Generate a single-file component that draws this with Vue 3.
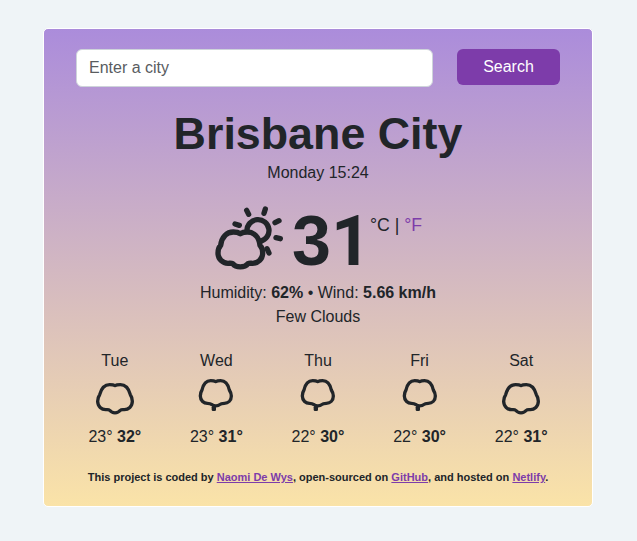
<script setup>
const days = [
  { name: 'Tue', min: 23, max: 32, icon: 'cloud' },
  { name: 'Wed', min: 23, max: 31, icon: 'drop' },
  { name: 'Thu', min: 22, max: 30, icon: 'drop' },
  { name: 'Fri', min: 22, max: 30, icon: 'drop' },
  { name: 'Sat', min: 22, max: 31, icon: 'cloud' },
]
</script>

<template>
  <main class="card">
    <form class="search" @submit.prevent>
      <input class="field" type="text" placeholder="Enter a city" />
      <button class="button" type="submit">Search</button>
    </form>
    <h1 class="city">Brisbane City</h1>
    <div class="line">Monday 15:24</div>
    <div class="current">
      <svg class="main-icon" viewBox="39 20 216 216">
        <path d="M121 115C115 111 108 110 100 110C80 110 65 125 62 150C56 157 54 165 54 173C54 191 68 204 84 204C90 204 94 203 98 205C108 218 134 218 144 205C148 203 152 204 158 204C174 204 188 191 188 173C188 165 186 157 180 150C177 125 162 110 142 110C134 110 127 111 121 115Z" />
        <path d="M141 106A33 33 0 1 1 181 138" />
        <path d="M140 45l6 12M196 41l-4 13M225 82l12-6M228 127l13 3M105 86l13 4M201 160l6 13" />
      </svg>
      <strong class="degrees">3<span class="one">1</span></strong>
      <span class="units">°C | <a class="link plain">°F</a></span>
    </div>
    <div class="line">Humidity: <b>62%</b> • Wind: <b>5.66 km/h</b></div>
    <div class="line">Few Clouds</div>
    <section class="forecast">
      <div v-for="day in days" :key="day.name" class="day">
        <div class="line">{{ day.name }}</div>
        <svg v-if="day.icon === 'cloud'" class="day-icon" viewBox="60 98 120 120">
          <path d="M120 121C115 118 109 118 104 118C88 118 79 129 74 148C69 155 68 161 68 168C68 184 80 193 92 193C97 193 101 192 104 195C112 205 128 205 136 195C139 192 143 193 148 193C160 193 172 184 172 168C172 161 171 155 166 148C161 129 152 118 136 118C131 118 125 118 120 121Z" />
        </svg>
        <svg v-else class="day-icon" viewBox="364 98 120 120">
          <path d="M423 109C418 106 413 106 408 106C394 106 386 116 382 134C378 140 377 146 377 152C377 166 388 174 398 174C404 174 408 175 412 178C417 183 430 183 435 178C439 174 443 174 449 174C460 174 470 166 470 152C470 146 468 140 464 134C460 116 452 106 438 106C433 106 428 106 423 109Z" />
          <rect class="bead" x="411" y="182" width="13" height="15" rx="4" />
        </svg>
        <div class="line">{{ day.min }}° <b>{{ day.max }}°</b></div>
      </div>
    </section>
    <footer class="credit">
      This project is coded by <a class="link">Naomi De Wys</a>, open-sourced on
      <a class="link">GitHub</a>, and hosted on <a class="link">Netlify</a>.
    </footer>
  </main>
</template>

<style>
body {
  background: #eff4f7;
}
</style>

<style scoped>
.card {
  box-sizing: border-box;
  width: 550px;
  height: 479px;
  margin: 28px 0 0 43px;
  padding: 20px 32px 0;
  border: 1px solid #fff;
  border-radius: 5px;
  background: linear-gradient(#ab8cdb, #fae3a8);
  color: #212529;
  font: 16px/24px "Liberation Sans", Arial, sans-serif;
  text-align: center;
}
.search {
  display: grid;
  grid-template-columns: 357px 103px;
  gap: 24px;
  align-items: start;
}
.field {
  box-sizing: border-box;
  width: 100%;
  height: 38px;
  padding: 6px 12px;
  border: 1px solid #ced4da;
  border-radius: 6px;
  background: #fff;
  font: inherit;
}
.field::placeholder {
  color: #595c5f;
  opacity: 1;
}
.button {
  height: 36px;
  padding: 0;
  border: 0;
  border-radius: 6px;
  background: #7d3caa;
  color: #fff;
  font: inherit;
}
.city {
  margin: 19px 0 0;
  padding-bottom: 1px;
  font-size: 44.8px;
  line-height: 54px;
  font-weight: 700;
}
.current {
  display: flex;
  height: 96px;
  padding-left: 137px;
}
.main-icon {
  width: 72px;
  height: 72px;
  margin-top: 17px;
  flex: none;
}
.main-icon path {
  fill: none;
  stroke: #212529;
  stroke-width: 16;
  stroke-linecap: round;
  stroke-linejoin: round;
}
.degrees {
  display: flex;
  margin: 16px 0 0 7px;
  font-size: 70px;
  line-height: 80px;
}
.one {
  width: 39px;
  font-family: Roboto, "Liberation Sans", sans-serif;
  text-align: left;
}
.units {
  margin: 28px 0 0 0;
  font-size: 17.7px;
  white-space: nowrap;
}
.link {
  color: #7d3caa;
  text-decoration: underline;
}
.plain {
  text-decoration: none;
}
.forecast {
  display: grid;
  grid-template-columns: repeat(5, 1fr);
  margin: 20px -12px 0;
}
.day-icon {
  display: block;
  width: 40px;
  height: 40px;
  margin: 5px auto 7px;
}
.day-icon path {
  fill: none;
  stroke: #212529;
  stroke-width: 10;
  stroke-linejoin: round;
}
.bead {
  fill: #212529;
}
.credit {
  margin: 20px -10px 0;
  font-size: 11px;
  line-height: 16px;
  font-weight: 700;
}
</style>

AIM OF THE TASK:
Without the pictures, write out all of the material exactly.

RESULT OF THIS EXERCISE:
Generate a single-file component that draws this with Vue 3.
<script setup>
const days = [
  { name: 'Tue', min: 23, max: 32, icon: 'cloud' },
  { name: 'Wed', min: 23, max: 31, icon: 'drop' },
  { name: 'Thu', min: 22, max: 30, icon: 'drop' },
  { name: 'Fri', min: 22, max: 30, icon: 'drop' },
  { name: 'Sat', min: 22, max: 31, icon: 'cloud' },
]
</script>

<template>
  <main class="card">
    <form class="search" @submit.prevent>
      <input class="field" type="text" placeholder="Enter a city" />
      <button class="button" type="submit">Search</button>
    </form>
    <h1 class="city">Brisbane City</h1>
    <div class="line">Monday 15:24</div>
    <div class="current">
      <svg class="main-icon" viewBox="39 20 216 216">
        <path d="M121 115C115 111 108 110 100 110C80 110 65 125 62 150C56 157 54 165 54 173C54 191 68 204 84 204C90 204 94 203 98 205C108 218 134 218 144 205C148 203 152 204 158 204C174 204 188 191 188 173C188 165 186 157 180 150C177 125 162 110 142 110C134 110 127 111 121 115Z" />
        <path d="M141 106A33 33 0 1 1 181 138" />
        <path d="M140 45l6 12M196 41l-4 13M225 82l12-6M228 127l13 3M105 86l13 4M201 160l6 13" />
      </svg>
      <strong class="degrees">3<span class="one">1</span></strong>
      <span class="units">°C | <a class="link plain">°F</a></span>
    </div>
    <div class="line">Humidity: <b>62%</b> • Wind: <b>5.66 km/h</b></div>
    <div class="line">Few Clouds</div>
    <section class="forecast">
      <div v-for="day in days" :key="day.name" class="day">
        <div class="line">{{ day.name }}</div>
        <svg v-if="day.icon === 'cloud'" class="day-icon" viewBox="60 98 120 120">
          <path d="M120 121C115 118 109 118 104 118C88 118 79 129 74 148C69 155 68 161 68 168C68 184 80 193 92 193C97 193 101 192 104 195C112 205 128 205 136 195C139 192 143 193 148 193C160 193 172 184 172 168C172 161 171 155 166 148C161 129 152 118 136 118C131 118 125 118 120 121Z" />
        </svg>
        <svg v-else class="day-icon" viewBox="364 98 120 120">
          <path d="M423 109C418 106 413 106 408 106C394 106 386 116 382 134C378 140 377 146 377 152C377 166 388 174 398 174C404 174 408 175 412 178C417 183 430 183 435 178C439 174 443 174 449 174C460 174 470 166 470 152C470 146 468 140 464 134C460 116 452 106 438 106C433 106 428 106 423 109Z" />
          <rect class="bead" x="411" y="182" width="13" height="15" rx="4" />
        </svg>
        <div class="line">{{ day.min }}° <b>{{ day.max }}°</b></div>
      </div>
    </section>
    <footer class="credit">
      This project is coded by <a class="link">Naomi De Wys</a>, open-sourced on
      <a class="link">GitHub</a>, and hosted on <a class="link">Netlify</a>.
    </footer>
  </main>
</template>

<style>
body {
  background: #eff4f7;
}
</style>

<style scoped>
.card {
  box-sizing: border-box;
  width: 550px;
  height: 479px;
  margin: 28px 0 0 43px;
  padding: 20px 32px 0;
  border: 1px solid #fff;
  border-radius: 5px;
  background: linear-gradient(#ab8cdb, #fae3a8);
  color: #212529;
  font: 16px/24px "Liberation Sans", Arial, sans-serif;
  text-align: center;
}
.search {
  display: grid;
  grid-template-columns: 357px 103px;
  gap: 24px;
  align-items: start;
}
.field {
  box-sizing: border-box;
  width: 100%;
  height: 38px;
  padding: 6px 12px;
  border: 1px solid #ced4da;
  border-radius: 6px;
  background: #fff;
  font: inherit;
}
.field::placeholder {
  color: #595c5f;
  opacity: 1;
}
.button {
  height: 36px;
  padding: 0;
  border: 0;
  border-radius: 6px;
  background: #7d3caa;
  color: #fff;
  font: inherit;
}
.city {
  margin: 19px 0 0;
  padding-bottom: 1px;
  font-size: 44.8px;
  line-height: 54px;
  font-weight: 700;
}
.current {
  display: flex;
  height: 96px;
  padding-left: 137px;
}
.main-icon {
  width: 72px;
  height: 72px;
  margin-top: 17px;
  flex: none;
}
.main-icon path {
  fill: none;
  stroke: #212529;
  stroke-width: 16;
  stroke-linecap: round;
  stroke-linejoin: round;
}
.degrees {
  display: flex;
  margin: 16px 0 0 7px;
  font-size: 70px;
  line-height: 80px;
}
.one {
  width: 39px;
  font-family: Roboto, "Liberation Sans", sans-serif;
  text-align: left;
}
.units {
  margin: 28px 0 0 0;
  font-size: 17.7px;
  white-space: nowrap;
}
.link {
  color: #7d3caa;
  text-decoration: underline;
}
.plain {
  text-decoration: none;
}
.forecast {
  display: grid;
  grid-template-columns: repeat(5, 1fr);
  margin: 20px -12px 0;
}
.day-icon {
  display: block;
  width: 40px;
  height: 40px;
  margin: 5px auto 7px;
}
.day-icon path {
  fill: none;
  stroke: #212529;
  stroke-width: 10;
  stroke-linejoin: round;
}
.bead {
  fill: #212529;
}
.credit {
  margin: 20px -10px 0;
  font-size: 11px;
  line-height: 16px;
  font-weight: 700;
}
</style>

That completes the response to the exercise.